| HN Mirror

Y	Hacker News new \| ask \| show \| jobs

by no-bugs 3513 days ago

> made millions of dollars of revenue... I'm not 100% sure you are well situated to lecture me about the 'real world' because you wrote an academic paper.

So, we're going to discuss millions of dollars instead, sigh... This way Trump should be one of the best programmers in the universe, I guess.

> Typically it will be inherently cheaper than 15-30 cycles - but lost opportunities for optimization may take you to numbers that are insanely higher than that.

And still, even from your own rant it follows that in vast majority of cases the estimate of 15-30 cycles will be well within "order of magnitude" (TBH, I didn't see millions myself, but it should be a really strange corner case).

> If you say 15-30 is the magic number you are creating folklore... We are burdened by folkloric stuff... that result in considerably worse designs.

And not having any such "folklore" results in even worse designs :-( (actually - MUCH worse ones). Using list instead of vector can easily give you 100x penalty for absolutely zero reason (actually, up to 780x was experimentally observed - and that's without swapping). Off-loading 100-cycle chunks (with a thread context switch back after calculating these 100 cycles) to a different thread will never work at least on a x64 (though I remember meeting some folks from Intel - I think they were representing an OpenMP team - who were seriously preaching otherwise, based on utterly silly "how many cores we managed to utilise" metric without realising that the whole thing became _slower_ after they parallelised it ;-( ). And so on and so forth.

Sure, the numbers are very rough. But trying to say that "hey, it is not precise so let's not even try to estimate" - is even worse than that.

1 comments

glangdale 3513 days ago

I don't think Trump made his money doing low-level performance programming for the past 10 years, so I'm not sure your analogy is valid.

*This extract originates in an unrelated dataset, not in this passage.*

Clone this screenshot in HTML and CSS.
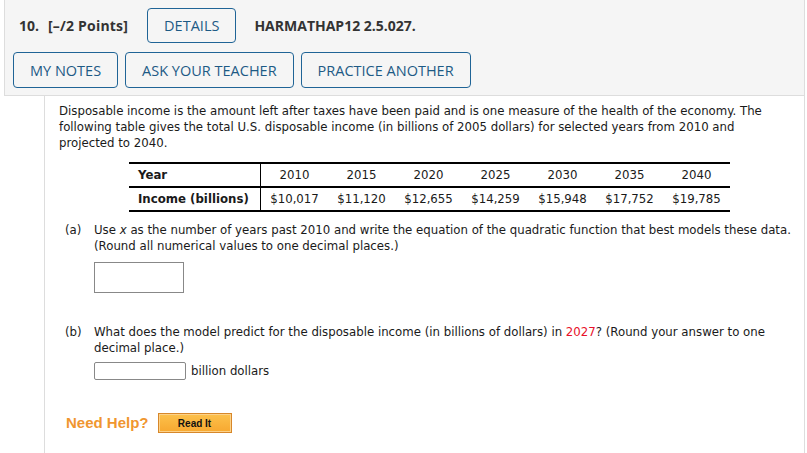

However, since you, whoever you are, have not only written a hash table, but discovered profundities like 'Sometimes list costs 780x as much as vector for "absolutely zero reason"', and 'don't try to offload 100 cycles of work to another thread' I'm going to defer to your expertise. I recommend you stick a bone through your beard, pronounce yourself a performance guru, and make bank. Have fun.

no-bugs 3512 days ago

> I recommend you stick a bone through your beard, pronounce yourself a performance guru, and make bank. Have fun.

:-) :-) I LOVE when my opponent has to resort to personal insults :-). Leaving aside any sarcastic remarks in this regard:

For Intel's sake I Really Hope that these "profundities" are indeed very well-known to you - and believe it or not, they're very well-known to me too for at least 10 years. However, this is not the point; the point is that there are LOTS of developers out there who do NOT know them - and the OP is intended for them (and not for "performance gurus").

It is actually THIS simple. Eliminating 90% of inefficiency does not really require black magic or "performance gurus" who know exactly how the pipeline of specific CPU works. And this is exactly what I'm arguing for - to educate app-level developers and architects about this low-hanging fruit of 10x+ inefficiencies; I can assure you that it is very far from being universal knowledge in app-level development circles.